## [Problem details]
Find each line containing the string "components" and return it.

## [Given information]
-- start --

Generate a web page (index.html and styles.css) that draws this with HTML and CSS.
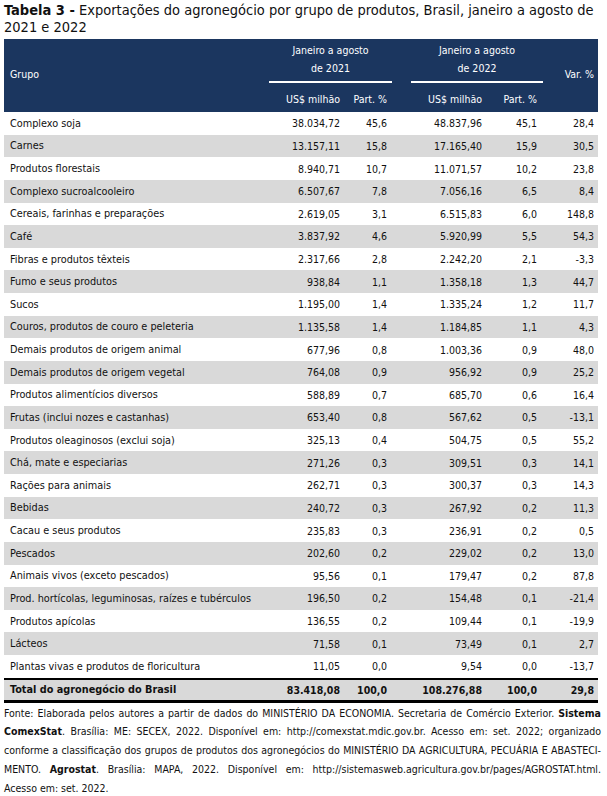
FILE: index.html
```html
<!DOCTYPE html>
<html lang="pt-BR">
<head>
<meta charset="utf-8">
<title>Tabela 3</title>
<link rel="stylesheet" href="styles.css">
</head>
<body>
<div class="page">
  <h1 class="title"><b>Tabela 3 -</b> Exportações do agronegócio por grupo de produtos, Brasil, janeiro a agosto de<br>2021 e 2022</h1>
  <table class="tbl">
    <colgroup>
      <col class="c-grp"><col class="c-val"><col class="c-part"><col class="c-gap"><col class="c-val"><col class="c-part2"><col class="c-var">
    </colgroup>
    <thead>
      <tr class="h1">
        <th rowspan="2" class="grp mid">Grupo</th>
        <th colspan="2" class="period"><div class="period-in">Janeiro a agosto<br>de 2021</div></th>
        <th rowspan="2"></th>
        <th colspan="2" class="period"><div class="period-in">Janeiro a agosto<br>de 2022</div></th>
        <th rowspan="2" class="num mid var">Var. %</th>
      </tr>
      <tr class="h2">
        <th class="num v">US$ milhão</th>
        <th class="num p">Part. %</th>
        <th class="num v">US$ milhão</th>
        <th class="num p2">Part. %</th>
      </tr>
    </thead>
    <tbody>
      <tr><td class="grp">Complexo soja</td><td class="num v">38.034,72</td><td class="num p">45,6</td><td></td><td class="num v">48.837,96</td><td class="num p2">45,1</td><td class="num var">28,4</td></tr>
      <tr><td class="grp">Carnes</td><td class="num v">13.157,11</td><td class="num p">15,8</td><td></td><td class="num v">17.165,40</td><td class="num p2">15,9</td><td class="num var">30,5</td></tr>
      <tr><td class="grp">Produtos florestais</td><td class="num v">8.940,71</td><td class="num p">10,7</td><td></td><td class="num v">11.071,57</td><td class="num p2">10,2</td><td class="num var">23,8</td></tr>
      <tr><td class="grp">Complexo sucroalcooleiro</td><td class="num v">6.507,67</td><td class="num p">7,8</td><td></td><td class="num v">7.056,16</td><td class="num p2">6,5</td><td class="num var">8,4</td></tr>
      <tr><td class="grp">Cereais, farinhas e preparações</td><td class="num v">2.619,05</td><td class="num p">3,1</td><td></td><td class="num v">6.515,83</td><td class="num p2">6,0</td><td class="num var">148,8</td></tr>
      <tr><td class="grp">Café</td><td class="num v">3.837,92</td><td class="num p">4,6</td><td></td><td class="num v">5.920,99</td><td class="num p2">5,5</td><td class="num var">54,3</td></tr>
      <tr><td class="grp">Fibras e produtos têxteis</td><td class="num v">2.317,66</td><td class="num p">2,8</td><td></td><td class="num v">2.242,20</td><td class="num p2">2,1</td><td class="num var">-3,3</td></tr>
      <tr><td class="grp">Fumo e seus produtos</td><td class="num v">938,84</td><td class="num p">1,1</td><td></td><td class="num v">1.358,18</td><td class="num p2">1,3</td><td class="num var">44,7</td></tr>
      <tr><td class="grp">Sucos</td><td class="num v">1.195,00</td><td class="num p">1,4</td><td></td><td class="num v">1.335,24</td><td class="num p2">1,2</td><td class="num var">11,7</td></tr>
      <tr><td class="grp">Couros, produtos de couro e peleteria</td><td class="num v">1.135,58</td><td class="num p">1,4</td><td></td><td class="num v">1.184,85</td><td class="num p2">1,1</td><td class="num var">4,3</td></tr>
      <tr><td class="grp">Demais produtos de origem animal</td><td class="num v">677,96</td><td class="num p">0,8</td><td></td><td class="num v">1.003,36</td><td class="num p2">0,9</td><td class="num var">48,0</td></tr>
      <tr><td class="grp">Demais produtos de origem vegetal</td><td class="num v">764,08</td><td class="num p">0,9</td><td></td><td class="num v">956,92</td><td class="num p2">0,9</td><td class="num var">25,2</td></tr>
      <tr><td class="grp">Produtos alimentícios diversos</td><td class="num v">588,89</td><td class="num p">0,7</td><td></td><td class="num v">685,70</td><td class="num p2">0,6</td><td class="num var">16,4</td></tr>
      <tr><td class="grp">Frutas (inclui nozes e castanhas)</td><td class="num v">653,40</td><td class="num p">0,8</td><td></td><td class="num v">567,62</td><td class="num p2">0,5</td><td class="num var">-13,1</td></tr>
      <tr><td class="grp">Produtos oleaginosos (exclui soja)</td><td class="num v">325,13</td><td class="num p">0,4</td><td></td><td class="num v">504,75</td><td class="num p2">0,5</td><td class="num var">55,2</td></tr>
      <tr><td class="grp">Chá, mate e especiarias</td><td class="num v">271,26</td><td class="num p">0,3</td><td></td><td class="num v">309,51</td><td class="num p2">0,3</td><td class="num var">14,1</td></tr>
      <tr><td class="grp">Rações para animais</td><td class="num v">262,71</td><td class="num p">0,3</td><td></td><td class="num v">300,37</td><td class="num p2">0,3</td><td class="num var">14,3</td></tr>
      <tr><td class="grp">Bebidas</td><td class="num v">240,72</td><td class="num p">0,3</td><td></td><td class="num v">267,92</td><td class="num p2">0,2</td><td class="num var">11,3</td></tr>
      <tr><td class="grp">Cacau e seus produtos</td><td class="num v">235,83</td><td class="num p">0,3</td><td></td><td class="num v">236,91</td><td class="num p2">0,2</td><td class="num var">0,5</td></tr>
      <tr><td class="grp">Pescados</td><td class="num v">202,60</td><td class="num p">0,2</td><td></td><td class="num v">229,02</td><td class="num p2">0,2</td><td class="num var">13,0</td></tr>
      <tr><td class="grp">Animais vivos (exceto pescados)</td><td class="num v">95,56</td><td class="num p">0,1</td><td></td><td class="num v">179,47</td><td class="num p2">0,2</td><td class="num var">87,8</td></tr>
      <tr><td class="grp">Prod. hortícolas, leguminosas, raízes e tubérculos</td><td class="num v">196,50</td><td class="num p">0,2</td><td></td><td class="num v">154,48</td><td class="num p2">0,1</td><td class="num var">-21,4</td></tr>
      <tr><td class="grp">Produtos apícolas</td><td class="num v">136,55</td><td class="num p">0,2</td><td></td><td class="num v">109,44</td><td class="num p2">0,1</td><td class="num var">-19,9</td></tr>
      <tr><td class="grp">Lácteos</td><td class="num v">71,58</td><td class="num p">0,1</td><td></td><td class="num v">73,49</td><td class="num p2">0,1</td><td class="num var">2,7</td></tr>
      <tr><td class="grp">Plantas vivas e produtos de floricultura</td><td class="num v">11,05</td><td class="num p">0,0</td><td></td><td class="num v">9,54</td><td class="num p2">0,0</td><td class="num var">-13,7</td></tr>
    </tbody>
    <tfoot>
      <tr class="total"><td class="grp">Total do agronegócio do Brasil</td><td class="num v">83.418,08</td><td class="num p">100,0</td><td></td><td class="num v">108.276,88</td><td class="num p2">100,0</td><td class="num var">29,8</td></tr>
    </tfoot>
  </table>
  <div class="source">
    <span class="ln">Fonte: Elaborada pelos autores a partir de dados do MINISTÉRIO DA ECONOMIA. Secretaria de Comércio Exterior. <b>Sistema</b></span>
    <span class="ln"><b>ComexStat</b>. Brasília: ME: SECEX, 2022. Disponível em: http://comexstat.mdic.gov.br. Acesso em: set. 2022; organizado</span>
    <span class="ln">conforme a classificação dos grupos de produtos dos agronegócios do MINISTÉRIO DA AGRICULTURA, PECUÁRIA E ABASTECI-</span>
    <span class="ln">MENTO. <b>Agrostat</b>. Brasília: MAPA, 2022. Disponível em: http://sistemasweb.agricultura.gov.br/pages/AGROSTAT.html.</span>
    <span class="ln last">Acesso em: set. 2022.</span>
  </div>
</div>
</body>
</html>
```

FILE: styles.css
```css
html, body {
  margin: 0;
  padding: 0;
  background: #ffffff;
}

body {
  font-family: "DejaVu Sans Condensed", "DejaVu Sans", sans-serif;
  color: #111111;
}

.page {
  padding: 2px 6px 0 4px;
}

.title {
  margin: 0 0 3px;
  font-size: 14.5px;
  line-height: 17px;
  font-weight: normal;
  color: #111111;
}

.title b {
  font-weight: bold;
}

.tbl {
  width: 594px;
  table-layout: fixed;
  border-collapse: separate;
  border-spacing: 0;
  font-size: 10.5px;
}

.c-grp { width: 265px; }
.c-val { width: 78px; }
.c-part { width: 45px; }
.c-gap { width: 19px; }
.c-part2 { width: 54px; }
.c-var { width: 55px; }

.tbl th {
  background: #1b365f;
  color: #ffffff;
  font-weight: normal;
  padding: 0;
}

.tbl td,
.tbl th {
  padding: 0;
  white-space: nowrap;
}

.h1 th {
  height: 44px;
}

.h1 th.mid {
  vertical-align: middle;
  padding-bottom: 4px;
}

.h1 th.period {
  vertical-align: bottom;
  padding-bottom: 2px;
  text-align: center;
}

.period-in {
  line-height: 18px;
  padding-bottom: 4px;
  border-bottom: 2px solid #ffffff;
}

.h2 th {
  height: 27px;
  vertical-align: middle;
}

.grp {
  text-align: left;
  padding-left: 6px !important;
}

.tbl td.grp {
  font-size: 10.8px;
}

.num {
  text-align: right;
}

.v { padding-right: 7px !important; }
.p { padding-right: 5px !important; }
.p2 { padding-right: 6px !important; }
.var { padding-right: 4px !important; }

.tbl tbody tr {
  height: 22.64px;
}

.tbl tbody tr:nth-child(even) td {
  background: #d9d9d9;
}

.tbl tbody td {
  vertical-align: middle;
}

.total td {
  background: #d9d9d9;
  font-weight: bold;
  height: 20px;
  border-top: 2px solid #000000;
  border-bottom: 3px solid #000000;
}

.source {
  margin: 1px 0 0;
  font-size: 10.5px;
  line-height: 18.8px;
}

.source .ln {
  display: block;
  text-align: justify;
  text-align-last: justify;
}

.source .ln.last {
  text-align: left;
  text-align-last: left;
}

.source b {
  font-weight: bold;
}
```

-- end --
-- start --

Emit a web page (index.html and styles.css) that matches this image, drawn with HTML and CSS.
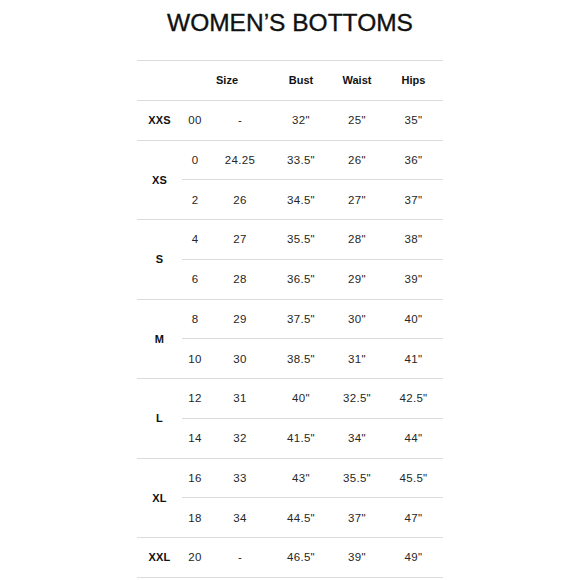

-- end --
-- start --

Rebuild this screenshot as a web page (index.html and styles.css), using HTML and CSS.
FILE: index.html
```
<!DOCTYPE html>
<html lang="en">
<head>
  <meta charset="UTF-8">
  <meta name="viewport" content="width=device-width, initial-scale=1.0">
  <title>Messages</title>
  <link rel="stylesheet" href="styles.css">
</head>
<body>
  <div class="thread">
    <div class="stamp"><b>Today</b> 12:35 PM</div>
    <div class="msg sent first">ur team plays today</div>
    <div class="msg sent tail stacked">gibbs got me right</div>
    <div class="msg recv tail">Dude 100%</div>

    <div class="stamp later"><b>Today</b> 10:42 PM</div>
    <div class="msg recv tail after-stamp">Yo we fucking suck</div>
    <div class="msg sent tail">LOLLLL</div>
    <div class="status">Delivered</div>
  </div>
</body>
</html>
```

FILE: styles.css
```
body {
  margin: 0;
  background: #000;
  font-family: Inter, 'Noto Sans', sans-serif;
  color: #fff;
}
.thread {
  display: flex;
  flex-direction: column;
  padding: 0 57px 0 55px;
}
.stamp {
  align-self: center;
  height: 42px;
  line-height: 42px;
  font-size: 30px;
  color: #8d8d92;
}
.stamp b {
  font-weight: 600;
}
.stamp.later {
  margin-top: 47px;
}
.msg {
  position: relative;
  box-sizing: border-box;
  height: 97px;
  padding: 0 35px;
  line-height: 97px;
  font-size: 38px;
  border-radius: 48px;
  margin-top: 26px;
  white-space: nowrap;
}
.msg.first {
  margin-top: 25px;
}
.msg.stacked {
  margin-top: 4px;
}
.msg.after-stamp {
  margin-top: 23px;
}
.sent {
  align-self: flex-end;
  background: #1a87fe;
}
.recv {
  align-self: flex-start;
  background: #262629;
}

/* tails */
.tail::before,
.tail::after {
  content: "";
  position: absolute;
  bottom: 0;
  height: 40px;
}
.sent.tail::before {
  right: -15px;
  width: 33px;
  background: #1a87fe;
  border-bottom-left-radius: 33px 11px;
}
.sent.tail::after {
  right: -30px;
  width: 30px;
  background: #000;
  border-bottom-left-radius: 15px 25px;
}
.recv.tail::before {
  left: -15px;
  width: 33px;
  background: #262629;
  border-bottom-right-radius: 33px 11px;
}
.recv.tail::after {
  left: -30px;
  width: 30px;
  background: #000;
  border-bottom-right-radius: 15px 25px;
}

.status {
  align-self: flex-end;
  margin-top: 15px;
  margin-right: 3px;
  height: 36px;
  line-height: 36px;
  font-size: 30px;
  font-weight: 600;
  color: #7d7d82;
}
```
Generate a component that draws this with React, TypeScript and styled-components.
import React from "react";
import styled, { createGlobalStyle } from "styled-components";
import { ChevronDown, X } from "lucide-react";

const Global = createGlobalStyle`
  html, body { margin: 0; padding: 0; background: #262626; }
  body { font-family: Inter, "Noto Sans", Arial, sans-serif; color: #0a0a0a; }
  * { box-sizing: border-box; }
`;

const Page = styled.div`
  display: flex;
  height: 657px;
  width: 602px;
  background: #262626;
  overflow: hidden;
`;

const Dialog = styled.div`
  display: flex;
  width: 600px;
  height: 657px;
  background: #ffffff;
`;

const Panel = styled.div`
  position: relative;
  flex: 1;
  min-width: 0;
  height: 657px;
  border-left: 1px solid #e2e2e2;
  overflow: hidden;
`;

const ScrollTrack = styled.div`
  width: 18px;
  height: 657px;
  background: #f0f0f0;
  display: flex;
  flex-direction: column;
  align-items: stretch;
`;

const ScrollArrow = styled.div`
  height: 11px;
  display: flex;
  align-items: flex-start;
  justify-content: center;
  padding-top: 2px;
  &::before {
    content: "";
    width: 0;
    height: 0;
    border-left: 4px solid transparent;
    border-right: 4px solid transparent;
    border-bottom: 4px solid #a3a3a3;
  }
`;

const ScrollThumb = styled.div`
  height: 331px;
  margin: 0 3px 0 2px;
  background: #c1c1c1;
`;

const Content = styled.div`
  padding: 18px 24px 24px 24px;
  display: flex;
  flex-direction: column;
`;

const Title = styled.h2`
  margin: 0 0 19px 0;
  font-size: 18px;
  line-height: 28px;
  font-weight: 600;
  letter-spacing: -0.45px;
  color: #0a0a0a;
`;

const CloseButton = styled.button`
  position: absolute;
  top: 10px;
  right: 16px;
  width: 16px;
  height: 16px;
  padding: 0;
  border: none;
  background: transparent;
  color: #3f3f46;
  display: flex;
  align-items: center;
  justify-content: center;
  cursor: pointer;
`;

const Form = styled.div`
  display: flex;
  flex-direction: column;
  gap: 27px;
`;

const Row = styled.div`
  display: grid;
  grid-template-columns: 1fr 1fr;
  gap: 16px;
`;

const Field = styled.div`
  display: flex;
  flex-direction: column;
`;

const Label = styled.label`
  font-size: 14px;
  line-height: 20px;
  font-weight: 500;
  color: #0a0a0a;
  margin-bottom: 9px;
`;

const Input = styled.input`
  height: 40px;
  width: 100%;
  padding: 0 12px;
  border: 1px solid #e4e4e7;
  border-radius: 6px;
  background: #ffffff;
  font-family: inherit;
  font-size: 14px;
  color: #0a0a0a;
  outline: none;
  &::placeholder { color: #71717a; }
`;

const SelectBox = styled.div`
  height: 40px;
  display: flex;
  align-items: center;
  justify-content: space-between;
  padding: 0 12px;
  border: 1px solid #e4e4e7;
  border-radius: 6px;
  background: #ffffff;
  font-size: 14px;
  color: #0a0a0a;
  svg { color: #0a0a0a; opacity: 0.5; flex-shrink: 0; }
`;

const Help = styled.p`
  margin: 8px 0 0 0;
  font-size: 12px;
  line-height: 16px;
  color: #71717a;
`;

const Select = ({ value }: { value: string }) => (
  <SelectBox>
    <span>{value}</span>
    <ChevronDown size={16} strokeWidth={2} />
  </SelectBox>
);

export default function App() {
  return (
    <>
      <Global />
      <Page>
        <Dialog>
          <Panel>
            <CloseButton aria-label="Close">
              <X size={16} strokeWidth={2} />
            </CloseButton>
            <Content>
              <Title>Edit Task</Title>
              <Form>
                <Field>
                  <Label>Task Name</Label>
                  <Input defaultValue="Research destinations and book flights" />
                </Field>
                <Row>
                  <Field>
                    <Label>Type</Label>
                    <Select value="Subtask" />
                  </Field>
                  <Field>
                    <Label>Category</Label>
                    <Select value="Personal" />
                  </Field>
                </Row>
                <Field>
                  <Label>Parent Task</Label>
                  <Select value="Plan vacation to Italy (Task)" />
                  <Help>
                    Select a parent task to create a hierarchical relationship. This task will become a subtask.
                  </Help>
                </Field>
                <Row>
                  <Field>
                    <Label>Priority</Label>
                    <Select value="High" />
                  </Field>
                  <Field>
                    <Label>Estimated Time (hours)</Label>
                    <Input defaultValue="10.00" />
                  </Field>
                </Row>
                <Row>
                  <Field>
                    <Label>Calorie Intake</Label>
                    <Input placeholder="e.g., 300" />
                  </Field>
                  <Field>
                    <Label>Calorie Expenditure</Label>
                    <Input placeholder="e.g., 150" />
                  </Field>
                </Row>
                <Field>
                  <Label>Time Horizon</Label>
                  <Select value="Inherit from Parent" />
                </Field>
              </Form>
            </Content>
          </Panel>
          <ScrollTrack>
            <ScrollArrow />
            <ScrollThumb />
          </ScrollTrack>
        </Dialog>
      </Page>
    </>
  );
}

-- end --

## [Task response]
Generate a component that draws this with React, TypeScript and styled-components.
import styled, { createGlobalStyle } from "styled-components";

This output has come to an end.